Mientras los japoneses reaccionan con serenidad y disciplina ante su catástrofe, aquí debatimos a gritos sobre ella. Unos se empeñan en sembrar la alarma que no siembra el gobierno nipón, poco amante del dramatismo, y otros le quitan decibelios al asunto. Todo depende del catecismo ideológico de cada cual, la realidad es lo de menos. La crisis nos convirtió en doctores en economía, y el accidente de Fukushima ha producido en unos pocos días un elevadísimo número de expertos en física nuclear. Cualquiera se permite pontificar ahora sobre el asunto. Mejor sería que se nos pegara algo del aplomo y la sobriedad del pueblo japonés, pero a nosotros nos va más la bulla, el maniqueísmo y la desmesura.

Las catástrofes tienen su propio ceremonial, en las democracias. Según el guión habitual, después de los hechos aparecen los políticos anunciando revisiones técnicas y propósitos de enmienda, aunque no vengan a cuento. El énfasis dependerá de la proximidad de las urnas. El tiempo se encargará de disolver después estos buenos deseos, y así hasta el próximo desastre. Los políticos han de compatibilizar las respuestas emotivas del corto plazo, tan volátiles como los sentimientos, con la tozuda persistencia de la realidad. Pero el resto de los votantes no somos mejores que ellos, ni menos cínicos en la mayoría de los casos. Los aviones también se caen, pero a pesar de todo queremos seguir volando. Y buena se armaría si el gobierno anunciara apagones de luz todas las noches para poder desconectar las centrales nucleares. Queremos seguridad, pero sólo unos pocos nostálgicos de la tercera edad estaríamos dispuestos a volver a la belle époque, cuando los coches circulaban a veinte por hora. Y cuando nada se sabía de la energía nuclear, más allá de las teorías de un joven llamado Einstein o del involuntario suicidio del matrimonio Curie. Pierre y Marie solían llevar en los bolsillos un trocito de uranio procedente de su laboratorio, fascinados por sus propiedades fosforescentes, sin saber que se estaban contaminando con la radiactividad.

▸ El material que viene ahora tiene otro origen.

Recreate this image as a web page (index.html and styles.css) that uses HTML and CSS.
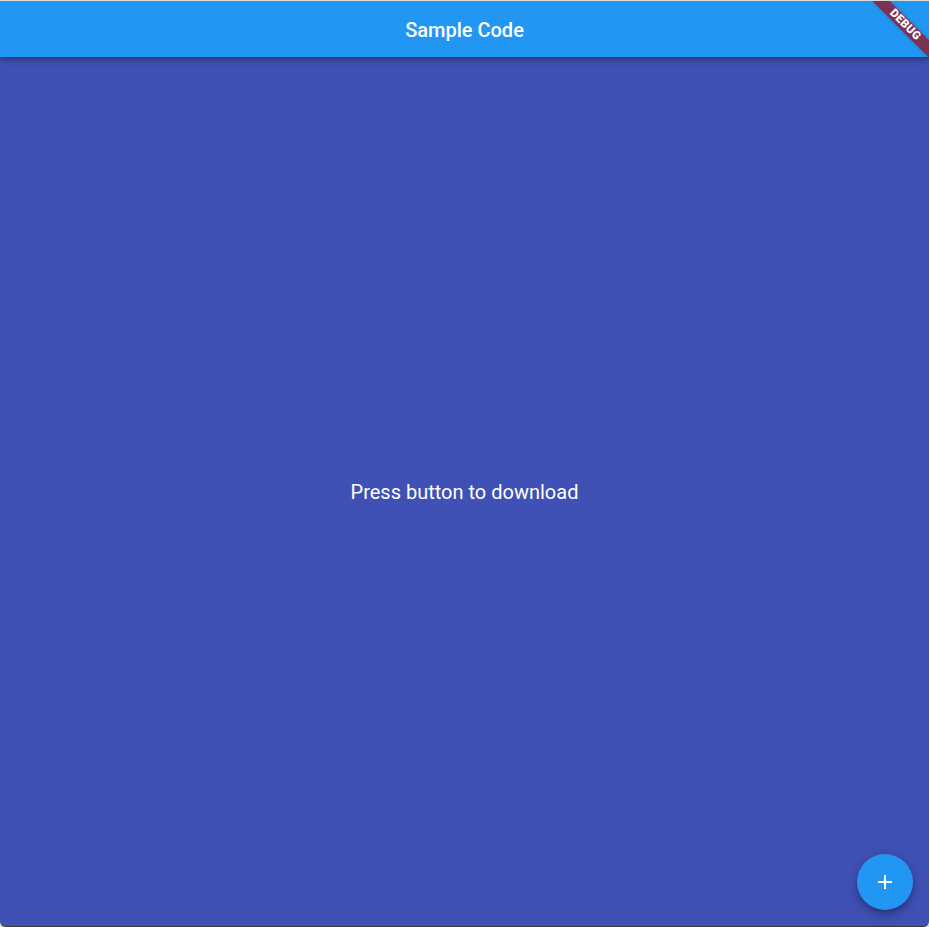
FILE: index.html
```html
<!DOCTYPE html>
<html lang="en">
<head>
<meta charset="utf-8">
<title>Sample Code</title>
<link rel="stylesheet" href="styles.css">
</head>
<body>
<div class="window">
  <div class="app">
    <header class="appbar">
      <h1 class="title">Sample Code</h1>
    </header>
    <main class="content">
      <p class="message">Press button to download</p>
    </main>
    <button class="fab" type="button" aria-label="Add">
      <svg width="24" height="24" viewBox="0 0 24 24" aria-hidden="true">
        <path d="M19 13h-6v6h-2v-6H5v-2h6V5h2v6h6v2z" fill="#ffffff"/>
      </svg>
    </button>
    <div class="banner"><span class="banner-text">DEBUG</span></div>
  </div>
</div>
</body>
</html>
```
FILE: styles.css
```css
html, body {
  margin: 0;
  padding: 0;
  height: 100%;
}
body {
  background: #d9d9d9;
  font-family: Roboto, "Noto Sans", "Liberation Sans", sans-serif;
}
.window {
  height: 927px;
  box-sizing: border-box;
  padding-top: 1px;
  display: flex;
  flex-direction: column;
  background: #d9d9d9;
}
.app {
  position: relative;
  flex: 1;
  display: flex;
  flex-direction: column;
  overflow: hidden;
  background: #3f51b5;
  border-bottom: 1px solid #3a3a3a;
  border-radius: 0 0 6px 6px;
}
.appbar {
  height: 56px;
  flex: none;
  background: #2196f3;
  display: flex;
  align-items: center;
  justify-content: center;
  box-shadow: 0 2px 4px -1px rgba(0,0,0,0.2), 0 4px 5px 0 rgba(0,0,0,0.14), 0 1px 10px 0 rgba(0,0,0,0.12);
  position: relative;
  z-index: 1;
}
.title {
  margin: 0;
  color: #ffffff;
  font-size: 20px;
  font-weight: 500;
  line-height: 1;
  transform: translateY(1px);
}
.content {
  flex: 1;
  display: flex;
  align-items: center;
  justify-content: center;
}
.message {
  margin: 0;
  color: #ffffff;
  font-size: 20px;
  font-weight: 400;
  line-height: 1;
}
.fab {
  position: absolute;
  right: 16px;
  bottom: 16px;
  width: 56px;
  height: 56px;
  border: none;
  border-radius: 50%;
  padding: 0;
  background: #2196f3;
  display: flex;
  align-items: center;
  justify-content: center;
  box-shadow: 0 3px 5px -1px rgba(0,0,0,0.2), 0 6px 10px 0 rgba(0,0,0,0.14), 0 1px 18px 0 rgba(0,0,0,0.12);
  z-index: 2;
}
.banner {
  position: absolute;
  left: 865px;
  top: 18px;
  width: 80px;
  height: 12px;
  background: #7c3252;
  transform: rotate(45deg);
  display: flex;
  align-items: center;
  justify-content: center;
  box-shadow: 0 0 3px rgba(0,0,0,0.3);
  z-index: 3;
}
.banner-text {
  color: #ffffff;
  font-size: 11.5px;
  font-weight: 900;
  line-height: 1;
  letter-spacing: 0.3px;
}
```
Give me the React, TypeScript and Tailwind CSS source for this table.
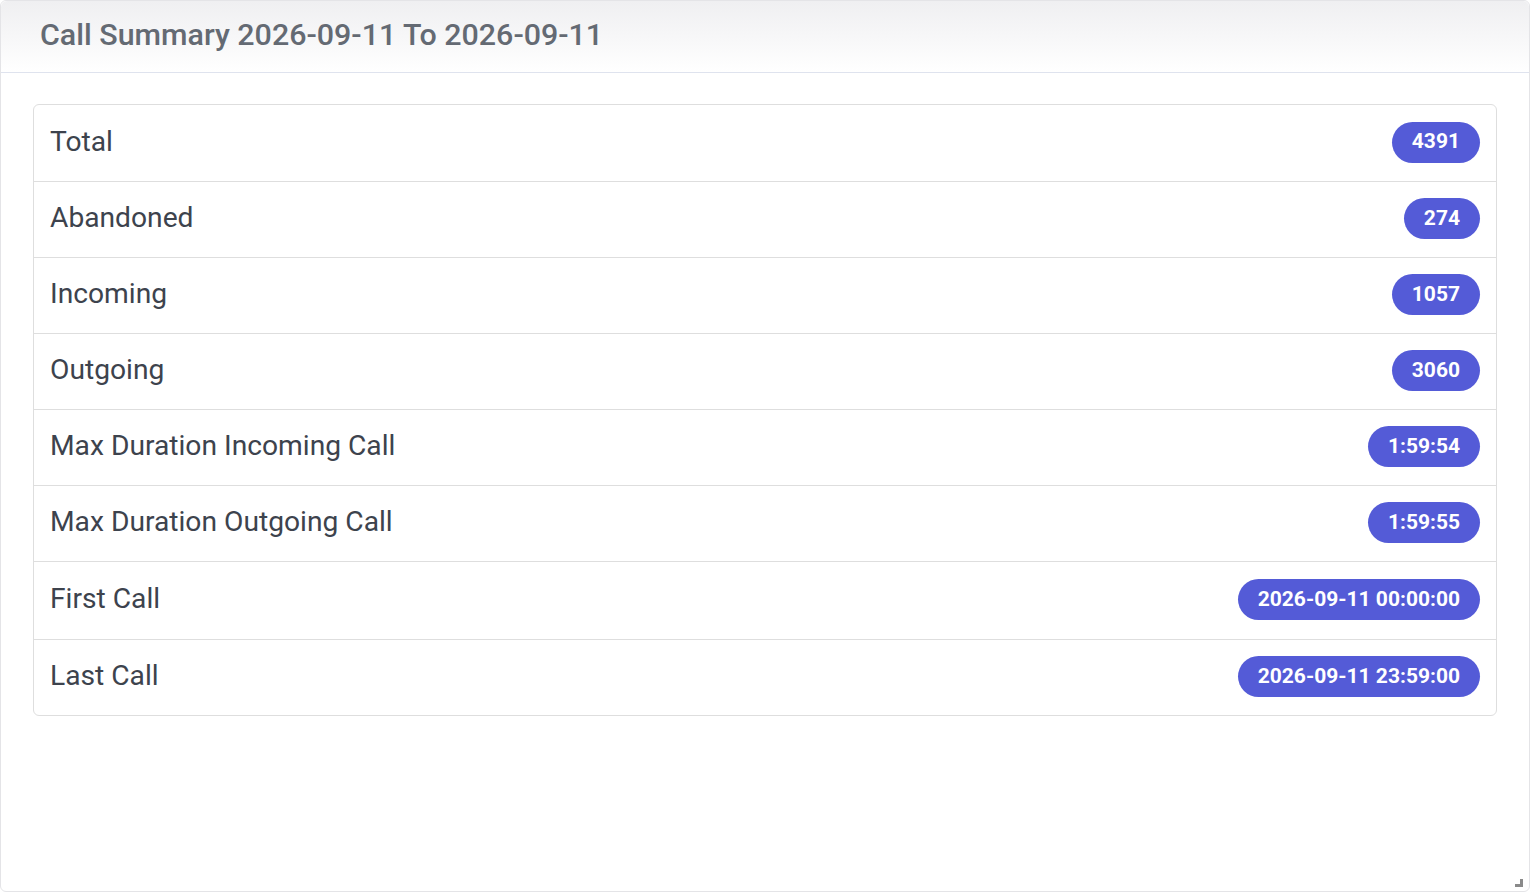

La muerte merece consideraciones distintas según su naturaleza. Los automóviles provocan cada año un millón de muertos y cincuenta millones de heridos en todo el planeta, pero son defunciones que se producen por goteo, sin esa apabullante imagen de la hecatombe colectiva. Hay quienes las consideran como muertes "productivas": gracias a ellas se venden nuevos vehículos y constituyen un estímulo para la potente industria funeraria. Pero a ningún gobierno se le ocurriría imponer medidas drásticas para evitar tantos accidentes, ni menos aun para disminuir la contaminación, porque lo pagaría carísimo en las urnas, y antes muertas que sencillas, y nunca mejor dicho. Tampoco se visualiza lo mismo una defunción por cáncer, esa "larga enfermedad" que dicen las necrológicas para evitar el término, que otra debida a un fallo cardiaco, que suele tener mejor prensa. La muerte nuclear lleva el estigma del Apocalipsis, referencia cristiana que ni los más ateos han podido evitar estos días. Y su impacto mediático es enorme, al margen del número de afectados. En el caso japonés, los sucesos de Fukushima han relegado a un segundo plano a las diecisiete mil personas que suman los muertos y desaparecidos por los terremotos y los tsunamis.

A excepción de lo que pudiera suceder en Japón, los accidentes en las centrales nucleares no han batido de momento ningún récord. Hablando de muertes tecnológicas, automóviles y aviones la superan con mucho. Ahora nos parecen artefactos de lo más habitual, pero a principios del siglo pasado la desconfianza hacia ellos no era menor que la que hoy en día puedan merecer las centrales nucleares. La contaminación nuclear se asocia inconscientemente con el fin de los días, como un castigo divino a la osadía del hombre por suplantar al demiurgo, al transformar la materia en energía. En la selva, los animales se devoran los unos a los otros, siguiendo los códigos para la supervivencia de las especies. En el mundo civilizado no nos comemos a mordiscos, aunque ganas no falten a veces, pero la diñamos como necios víctimas de nuestros propios inventos.